WTO-extra provisions therefore confer extensive rights upon foreign firms without corresponding legally binding obligations since performance requirements are prohibited in many agreements and the legal force of international obligations on corporations is very limited. It is important to ask: what effects do investment rules have on the ability of governments to regulate economic activity so to meet socio-economic goals such as labour and environmental protection, and/or enact positive action measures for marginalised groups?

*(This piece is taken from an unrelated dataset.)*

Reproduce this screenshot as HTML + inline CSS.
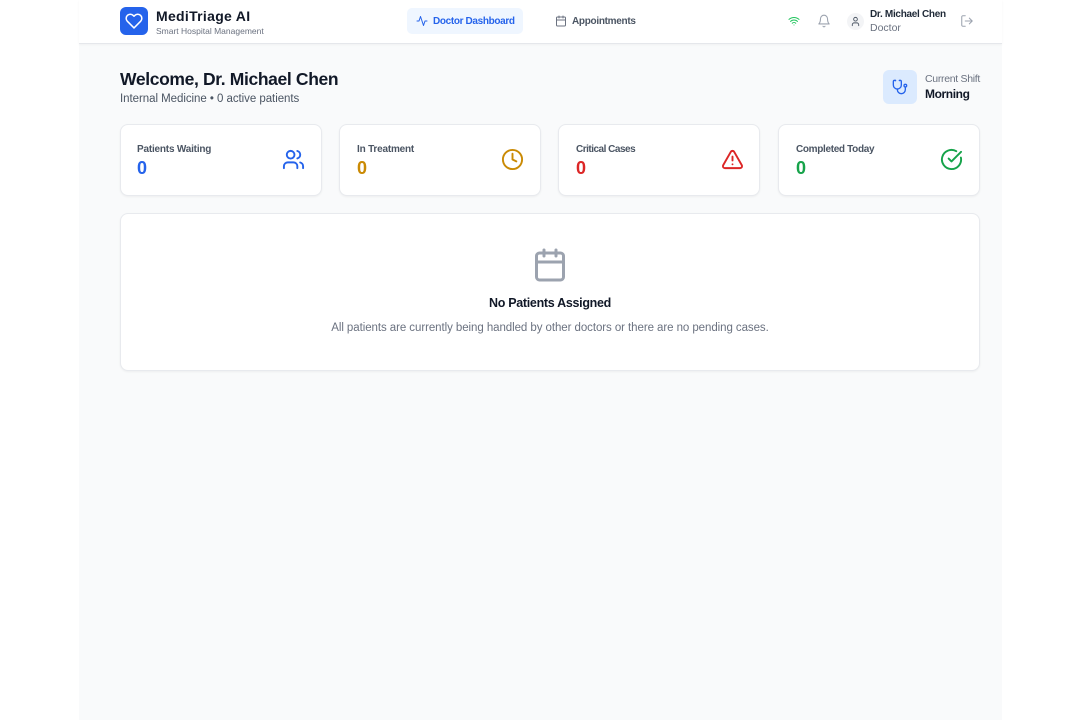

  1. Strengthening of IPR protection

The GVCD reports argue that standards of IPR protection have to be increased as intangibles are one of the most valuable assets of lead-firms, so their protection by states is paramount if they want to give IP holders/investors the confidence to contract out production to their firms. An added benefit of strengthening IP rights, in addition to employment, is thought to be the technology transfer that results from local firms accessing the advanced technology of lead-firms, which stimulates innovation. However, available empirical evidence casts doubts on whether technology transfer, innovation and greater value capture by smaller firms and countries of the global South has actually taken place since the Agreement on Trade-Related Aspects of Intellectual Property Rights (TRIPs) came into force. The materialization of such benefits can be expected to be even more difficult if stronger IP protection is considered together with WTO-extra investment provisions prohibiting performance requirements such as technology transfer. From a global public health and food perspective, this ratcheting up of rights becomes even more problematic. It is important to ask: what are the effects of protecting IPRs not only on technology transfer, but also on access to health and food?   The most immediate concern is access to medicine as patents increase the price of pharmaceuticals; but there are also concerns about the kind of health research being pursued, when it is not profitable, for example.

Conclusions

There are concrete mechanisms through which these questions can be embedded in the architecture of international trade regulation. In the short term these mechanisms include the incorporation in bilateral, regional and multilateral trade agreements of: equality/environmental/labour impact assessments of all ‘commercial’ measures; revision clauses to amend provisions found to negatively impact the ability of states to provide social reproduction-related goods and services; carve out clauses that exclude ISDS, the abolition of capital controls and ‘survival’ clauses; and adjustment mechanisms for workers that are negatively affected by the agreements. Other initiatives that target the phenomenon of concentration and centralization of lead-firms (beyond the feeble standards of conducts which have proliferated in recent years with very little effect), include the push for mandatory due diligence and joint liability, and other measures  that target the ability of firms to shift profits between jurisdictions; and, finally those that introduce mandatory contract terms and conflict of law rules that ‘help to re-embed these transactions into the place impacted by the social effects of GVCs’.